Com a mudança na presidência no início de 2023, com o retorno de Luiz Inácio Lula da Silva, houve uma alteração na abordagem em relação às vendas de imóveis. Em fevereiro passado, o Ministério da Gestão e da Inovação em Serviços Públicos (MGI) anunciou o programa “Imóvel da Gente”, que visa ceder ou vender mil imóveis até 2026, com foco em políticas habitacionais.
A Crítica à Gestão Anterior
A ministra da Gestão, Esther Dweck, mencionou que a abordagem de venda de imóveis no governo anterior se mostrou ineficaz. Alguns leilões não atraíram o interesse do setor privado, resultando em vendas que ocorreram por valores que estavam abaixo do mercado, como R$ 50 mil, R$ 30 mil e até R$ 5 mil.
Um relatório do TCU emitido em novembro de 2021 corroborou essa avaliação, apontando a baixa efetividade da estratégia de vendas adotada. Entre 243 imóveis oferecidos entre 2020 e 2021, apenas 65 foram vendidos, resultando em uma taxa de sucesso de apenas 27%. O total dos imóveis oferecidos representava R$ 1,34 bilhão, enquanto os vendidos somaram cerca de R$ 119 milhões.
Um Novo Olhar para o Patrimônio Público
O governo atual, em resposta a críticas, afirma que a mudança de perspectiva sobre o patrimônio é fundamental. De acordo com o Ministério da Gestão, a antiga estratégia de venda muitas vezes não refletia o valor real dos imóveis. “O Imóvel da Gente inverte essa lógica, valorizando o patrimônio público e garantindo uma destinação socioambiental”, destacou Dweck.
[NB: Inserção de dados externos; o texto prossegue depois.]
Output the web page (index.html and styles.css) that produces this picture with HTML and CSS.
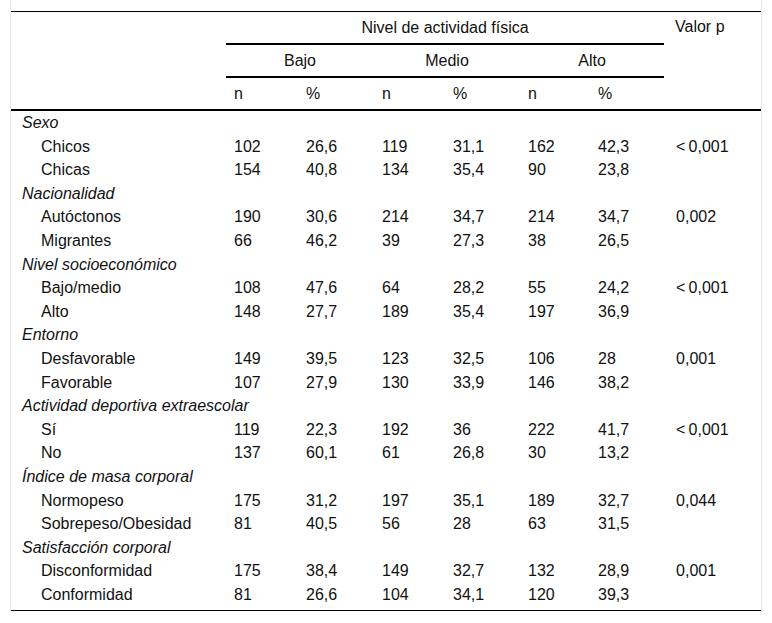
FILE: index.html
```html
<!DOCTYPE html>
<html lang="es">
<head>
<meta charset="utf-8">
<title>Nivel de actividad física</title>
<link rel="stylesheet" href="styles.css">
</head>
<body>
<div class="frame">
<table class="data">
  <colgroup>
    <col class="c-label"><col class="c1"><col class="c2"><col class="c3"><col class="c4"><col class="c5"><col class="c6"><col class="c-p">
  </colgroup>
  <thead>
    <tr class="h1">
      <th rowspan="3" class="blank"></th>
      <th colspan="6" class="group">Nivel de actividad física</th>
      <th rowspan="3" class="pval">Valor p</th>
    </tr>
    <tr class="h2">
      <th colspan="2" class="group">Bajo</th>
      <th colspan="2" class="group">Medio</th>
      <th colspan="2" class="group">Alto</th>
    </tr>
    <tr class="h3">
      <th>n</th><th>%</th><th>n</th><th>%</th><th>n</th><th>%</th>
    </tr>
  </thead>
  <tbody>
    <tr class="cat"><td colspan="8">Sexo</td></tr>
    <tr><td class="lbl">Chicos</td><td>102</td><td>26,6</td><td>119</td><td>31,1</td><td>162</td><td>42,3</td><td class="p">&lt;&#8201;0,001</td></tr>
    <tr><td class="lbl">Chicas</td><td>154</td><td>40,8</td><td>134</td><td>35,4</td><td>90</td><td>23,8</td><td class="p"></td></tr>
    <tr class="cat"><td colspan="8">Nacionalidad</td></tr>
    <tr><td class="lbl">Autóctonos</td><td>190</td><td>30,6</td><td>214</td><td>34,7</td><td>214</td><td>34,7</td><td class="p">0,002</td></tr>
    <tr><td class="lbl">Migrantes</td><td>66</td><td>46,2</td><td>39</td><td>27,3</td><td>38</td><td>26,5</td><td class="p"></td></tr>
    <tr class="cat"><td colspan="8">Nivel socioeconómico</td></tr>
    <tr><td class="lbl">Bajo/medio</td><td>108</td><td>47,6</td><td>64</td><td>28,2</td><td>55</td><td>24,2</td><td class="p">&lt;&#8201;0,001</td></tr>
    <tr><td class="lbl">Alto</td><td>148</td><td>27,7</td><td>189</td><td>35,4</td><td>197</td><td>36,9</td><td class="p"></td></tr>
    <tr class="cat"><td colspan="8">Entorno</td></tr>
    <tr><td class="lbl">Desfavorable</td><td>149</td><td>39,5</td><td>123</td><td>32,5</td><td>106</td><td>28</td><td class="p">0,001</td></tr>
    <tr><td class="lbl">Favorable</td><td>107</td><td>27,9</td><td>130</td><td>33,9</td><td>146</td><td>38,2</td><td class="p"></td></tr>
    <tr class="cat"><td colspan="8">Actividad deportiva extraescolar</td></tr>
    <tr><td class="lbl">Sí</td><td>119</td><td>22,3</td><td>192</td><td>36</td><td>222</td><td>41,7</td><td class="p">&lt;&#8201;0,001</td></tr>
    <tr><td class="lbl">No</td><td>137</td><td>60,1</td><td>61</td><td>26,8</td><td>30</td><td>13,2</td><td class="p"></td></tr>
    <tr class="cat"><td colspan="8">Índice de masa corporal</td></tr>
    <tr><td class="lbl">Normopeso</td><td>175</td><td>31,2</td><td>197</td><td>35,1</td><td>189</td><td>32,7</td><td class="p">0,044</td></tr>
    <tr><td class="lbl">Sobrepeso/Obesidad</td><td>81</td><td>40,5</td><td>56</td><td>28</td><td>63</td><td>31,5</td><td class="p"></td></tr>
    <tr class="cat"><td colspan="8">Satisfacción corporal</td></tr>
    <tr><td class="lbl">Disconformidad</td><td>175</td><td>38,4</td><td>149</td><td>32,7</td><td>132</td><td>28,9</td><td class="p">0,001</td></tr>
    <tr class="last"><td class="lbl">Conformidad</td><td>81</td><td>26,6</td><td>104</td><td>34,1</td><td>120</td><td>39,3</td><td class="p"></td></tr>
  </tbody>
</table>
</div>
</body>
</html>
```
FILE: styles.css
```css
html, body {
  margin: 0;
  padding: 0;
  background: #fff;
}

.frame {
  margin-left: 10px;
  width: 750px;
  padding-top: 11px;
  padding-bottom: 1px;
  border-left: 1px solid #e9e9e9;
  border-right: 1px solid #e9e9e9;
}

.data {
  width: 750px;
  table-layout: fixed;
  border-collapse: separate;
  border-spacing: 0;
  border-top: 1px solid #000;
  border-bottom: 1px solid #000;
  font-family: "Liberation Sans", Arial, sans-serif;
  font-size: 16px;
  color: #111;
}

.c-label { width: 215px; }
.c1 { width: 72px; }
.c2 { width: 76px; }
.c3 { width: 71px; }
.c4 { width: 75px; }
.c5 { width: 70px; }
.c6 { width: 74px; }
.c-p { width: 97px; }

.data th {
  font-weight: normal;
  text-align: left;
  padding: 0 0 0 8px;
  height: 31px;
  line-height: 18px;
  vertical-align: middle;
}

.data thead .group {
  text-align: center;
  padding: 0;
  border-bottom: 2px solid #000;
}

.data thead .blank {
  border-bottom: 2px solid #000;
}

.data thead .pval {
  vertical-align: top;
  padding-top: 6px;
  padding-left: 11px;
  border-bottom: 2px solid #000;
}

.data .h3 th {
  border-bottom: 2px solid #000;
}

.data td {
  padding: 0 0 0 8px;
  line-height: 23.6px;
  white-space: nowrap;
}

.data .cat td {
  font-style: italic;
  padding-left: 11px;
}

.data td.lbl {
  padding-left: 30px;
}

.data td.p {
  padding-left: 12px;
}

.data .last td {
  padding-bottom: 4px;
}
```
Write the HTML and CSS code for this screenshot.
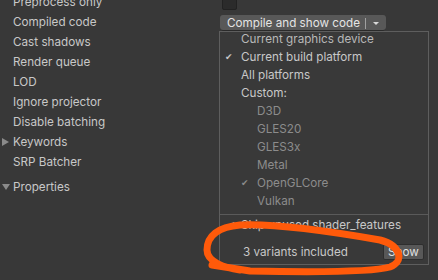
FILE: index.html
```html
<!DOCTYPE html>
<html lang="en">
<head>
  <meta charset="UTF-8">
  <meta name="viewport" content="width=device-width, initial-scale=1.0">
  <title>Shader Inspector</title>
  <link rel="stylesheet" href="styles.css">
</head>
<body>
  <div class="inspector">

    <!-- Labels -->
    <div class="labels">
      <div class="row"><span class="arrow"></span>Preprocess only</div>
      <div class="row"><span class="arrow"></span>Compiled code</div>
      <div class="row"><span class="arrow"></span>Cast shadows</div>
      <div class="row"><span class="arrow"></span>Render queue</div>
      <div class="row"><span class="arrow"></span>LOD</div>
      <div class="row"><span class="arrow"></span>Ignore projector</div>
      <div class="row"><span class="arrow"></span>Disable batching</div>
      <div class="row"><span class="arrow"><i class="tri-right"></i></span>Keywords</div>
      <div class="row"><span class="arrow"></span>SRP Batcher</div>
      <div class="row foldout"><span class="arrow"><i class="tri-down"></i></span>Properties</div>
    </div>

    <!-- Fields -->
    <div class="fields">
      <div class="checkbox"></div>
      <div class="split-button">
        <span class="label">Compile and show code</span>
        <span class="divider"></span>
        <span class="drop"><i class="tri-small"></i></span>
      </div>

      <!-- Popup menu -->
      <div class="menu">
        <div class="item dim"><span class="check"></span>Current graphics device</div>
        <div class="item"><span class="check">✔</span>Current build platform</div>
        <div class="item"><span class="check"></span>All platforms</div>
        <div class="item"><span class="check"></span>Custom:</div>
        <div class="item sub"><span class="check"></span>D3D</div>
        <div class="item sub"><span class="check"></span>GLES20</div>
        <div class="item sub"><span class="check"></span>GLES3x</div>
        <div class="item sub"><span class="check"></span>Metal</div>
        <div class="item sub"><span class="check">✔</span>OpenGLCore</div>
        <div class="item sub"><span class="check"></span>Vulkan</div>
        <div class="separator"></div>
        <div class="item skip"><span class="check">✔</span>Skip unused shader_features</div>
        <div class="variants">
          <span>3 variants included</span>
          <button class="show">Show</button>
        </div>
      </div>
    </div>
  </div>

  <!-- Hand drawn marker -->
  <svg class="scribble" width="438" height="280" viewBox="0 0 438 280">
    <path d="M 240 270 C 225 268, 207 262, 207 250 C 207 236, 218 227, 240 225 C 280 223, 340 233, 380 240 C 402 246, 404 262, 390 267 C 370 273, 300 272, 250 271 L 212 265"
          fill="none" stroke="#ff5a0a" stroke-width="7" stroke-linecap="round" stroke-linejoin="round"/>
  </svg>
</body>
</html>
```

FILE: styles.css
```css
/* Base */
body {
  margin: 0;
  background: #383838;
  font-family: 'Inter', 'Noto Sans', sans-serif;
  font-size: 11.7px;
  color: #c8c8c8;
  overflow: hidden;
}

.inspector {
  display: flex;
  height: 280px;
}

/* Labels column */
.labels {
  width: 220px;
  margin-top: -8px;
}

.labels .row {
  display: flex;
  align-items: center;
  height: 20px;
  line-height: 20px;
}

.labels .row.foldout {
  margin-top: 5px;
}

.arrow {
  width: 13px;
  display: flex;
  align-items: center;
  padding-left: 2px;
  box-sizing: border-box;
}

.tri-right {
  width: 0;
  height: 0;
  border-top: 4px solid transparent;
  border-bottom: 4px solid transparent;
  border-left: 7px solid #8a8a8a;
}

.tri-down {
  width: 0;
  height: 0;
  border-left: 4px solid transparent;
  border-right: 4px solid transparent;
  border-top: 6px solid #8a8a8a;
}

/* Fields column */
.fields {
  flex: 1;
}

.checkbox {
  width: 13px;
  height: 13px;
  margin: -5px 0 0 2px;
  background: #2b2b2b;
  border: 1px solid #222;
  border-radius: 2px;
}

.split-button {
  display: flex;
  align-items: center;
  width: 166px;
  height: 16px;
  margin-top: 5px;
  background: #585858;
  border-radius: 3px;
  box-sizing: border-box;
  box-shadow: inset 0 -1px 0 #2a2a2a;
  color: #e4e4e4;
}

.split-button .label {
  padding-left: 7px;
  flex: 1;
  line-height: 16px;
}

.split-button .divider {
  width: 1px;
  height: 11px;
  background: #a0a0a0;
}

.split-button .drop {
  width: 20px;
  display: flex;
  justify-content: center;
}

.tri-small {
  width: 0;
  height: 0;
  border-left: 3px solid transparent;
  border-right: 3px solid transparent;
  border-top: 3px solid #d8d8d8;
}

/* Popup menu */
.menu {
  width: 210px;
  height: 234px;
  margin-left: -1px;
  background: #393939;
  border: 1px solid #5e5e5e;
  box-sizing: border-box;
}

.menu .item {
  display: flex;
  height: 18px;
  line-height: 15px;
  color: #c8c8c8;
}

.menu .item.dim {
  color: #b8b8b8;
}

.menu .item.sub {
  padding-left: 16px;
  color: #8c8c8c;
}

.menu .check {
  width: 21px;
  padding-left: 5px;
  box-sizing: border-box;
  font-family: 'DejaVu Sans', sans-serif;
  font-size: 9px;
}

.menu .item.skip .check {
  padding-left: 8px;
}

.separator {
  height: 1px;
  margin: 2px 0 0;
  background: #5a5a5a;
}

.menu .item.skip {
  margin-top: 3px;
}

.variants {
  display: flex;
  align-items: center;
  justify-content: space-between;
  height: 18px;
  margin-top: 7px;
  padding: 0 4px 0 23px;
}

.show {
  width: 41px;
  height: 16px;
  padding: 0;
  background: #585858;
  border: 1px solid #2e2e2e;
  border-radius: 2px;
  color: #e0e0e0;
  font-family: 'Inter', 'Noto Sans', sans-serif;
  font-size: 11.7px;
  line-height: 14px;
}

/* Marker overlay */
.scribble {
  position: absolute;
  top: 0;
  left: 0;
  pointer-events: none;
}
```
No primeiro balanço do “Imóvel da Gente”, o MGI reportou que, nos 22 meses iniciais de gestão, houve 625 transferências, sendo 294 apenas em 2023 e 331 entre janeiro e outubro de 2024. A meta permanece de mil transferências até 2026, restando, portanto, 375 para atingir o objetivo. A expectativa do governo é de que 400 mil famílias sejam beneficiadas por meio desses imóveis.
O Desafio dos Imóveis Ociosos
Apesar das metas projetadas, a distância entre os objetivos e a realidade é alarmante. O TCU apontou 2.829 endereços com potencial imediato para transferência que ainda não foram utilizados. Além disso, o número de imóveis ociosos pode ser ainda maior. Somente do Instituto Nacional do Seguro Social (INSS), há 3.213 propriedades não operacionais, das quais 483 já foram classificadas pelo governo como prontas para transferência via programa “Imóvel da Gente”.
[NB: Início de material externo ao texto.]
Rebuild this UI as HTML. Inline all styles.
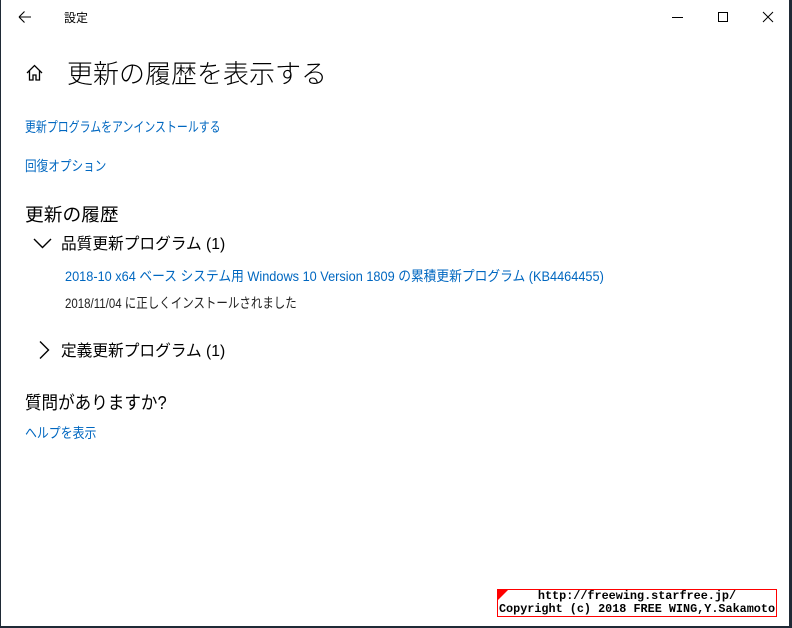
<!DOCTYPE html>
<html><head><meta charset="utf-8"><style>
body{margin:0;width:792px;height:628px;overflow:hidden;background:#1f2a36;font-family:"Liberation Sans","Noto Sans CJK JP",sans-serif;}
#w{position:absolute;left:1px;top:0;width:788px;height:626px;background:#fff;}
.t{position:absolute;white-space:nowrap;color:#000;transform-origin:left top;}
.l{color:#0067c0;font-size:14px;}
</style></head><body><div id="w">
<svg style="position:absolute;left:17px;top:10px" width="14" height="14"><path d="M1 7H13M1 7L6.5 1.5M1 7L6.5 12.5" stroke="#000" stroke-width="1.1" fill="none"/></svg>
<div class="t" style="left:63px;top:9px;font-size:12px">設定</div>
<svg style="position:absolute;left:670px;top:10px;" width="110" height="16"><path d="M1 7.5H12" stroke="#000"/><rect x="47.5" y="2.5" width="9" height="9" stroke="#000" fill="none"/><path d="M92 2L102 12M102 2L92 12" stroke="#000"/></svg>
<svg style="position:absolute;left:24px;top:63px" width="20" height="20"><path d="M2 10L9.5 2.5L17 10M4.5 8V17H8V12H11V17H14.5V8" stroke="#000" stroke-width="1.3" fill="none"/></svg>
<div class="t" style="left:66px;top:54px;font-size:26px;font-weight:300">更新の履歴を表示する</div>
<div class="t l" style="left:24px;top:117px;transform:scaleX(0.78)">更新プログラムをアンインストールする</div>
<div class="t l" style="left:24px;top:156px;transform:scaleX(0.83)">回復オプション</div>
<div class="t" style="left:24px;top:201px;font-size:18px;transform:scaleX(1.04)">更新の履歴</div>
<svg style="position:absolute;left:32px;top:236px" width="20" height="14"><path d="M1 3L9.5 11.5L18 3" stroke="#000" stroke-width="1.4" fill="none"/></svg>
<div class="t" style="left:60px;top:230px;font-size:16px;transform:scaleX(0.98)">品質更新プログラム (1)</div>
<div class="t l" style="left:64px;top:266px;transform:scaleX(0.91)">2018-10 x64 ベース システム用 Windows 10 Version 1809 の累積更新プログラム (KB4464455)</div>
<div class="t" style="left:64px;top:293px;font-size:14px;color:#222;transform:scaleX(0.82)">2018/11/04 に正しくインストールされました</div>
<svg style="position:absolute;left:36px;top:340px" width="14" height="20"><path d="M3 1.5L11.5 10L3 18.5" stroke="#000" stroke-width="1.4" fill="none"/></svg>
<div class="t" style="left:60px;top:337px;font-size:16px;transform:scaleX(0.98)">定義更新プログラム (1)</div>
<div class="t" style="left:24px;top:389px;font-size:18px;transform:scaleX(0.92)">質問がありますか?</div>
<div class="t l" style="left:24px;top:423px;transform:scaleX(0.85)">ヘルプを表示</div>
<div style="position:absolute;left:496px;top:589px;width:278px;height:26px;border:1px solid #f00;background:#fff;font-family:'Liberation Mono',monospace;font-size:11.8px;font-weight:bold;line-height:13px;text-align:center;color:#000">
<div style="position:absolute;left:0;top:0;width:0;height:0;border-top:10px solid #f00;border-right:10px solid transparent"></div>
http://freewing.starfree.jp/<br>Copyright (c) 2018 FREE WING,Y.Sakamoto</div>
</div></body></html>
Uma Gestão Patrimonial em Números
O valor estimado dos imóveis administrados pela SPU chega a impressionantes R$ 1,77 trilhão. Entretanto, o TCU alerta para a desatualização e falta de confiabilidade dos dados dos registros. O relator do estudo, ministro Jhonatan de Jesus, ressaltou que isso impede uma visão clara do portfólio de bens da União, dificultando o planejamento estratégico da Secretaria.
O sistema de informações da SPU, que deveria estar completo desde 2015, ainda não está totalmente operacional, com apenas metade dos módulos previstos desenvolvidos e um custo de R$ 11 milhões. Isso resulta em uma gestão ineficiente, embora haja um potencial significativo de gerar ganhos para a União e preservar o patrimônio de forma sustentável.
Além disso, o TCU destaca a necessidade urgente de reavaliação dos imóveis. “Mais de 650 mil imóveis da União são designados para ocupação e aforamento, com a arrecadação baseada em percentuais definidos em lei. Assim, um esforço de reavaliação se mostra essencial para garantir a devolutiva ao erário”, mencionou o relatório.
A Arrecadação e a Realidade do Patrimônio
Apesar da queda nas vendas, a receita total da SPU com aluguéis e outros tipos de cobranças se mantém estável desde 2016, após correção pela inflação. Essa estabilidade, no entanto, não reflete a situação crescente do número de imóveis da União, que aumentou de 742 mil para 764 mil, segundo dados mais recentes do TCU.
Esse panorama evidencia não apenas os desafios enfrentados pela gestão de imóveis da União, mas também a necessidade de uma abordagem mais inteligente e consciente na administração do patrimônio público. À medida que o governo busca novas soluções para os imóveis ociosos, é importante que a população acompanhe e participe do debate sobre um tema tão crucial para o desenvolvimento urbano e social do país.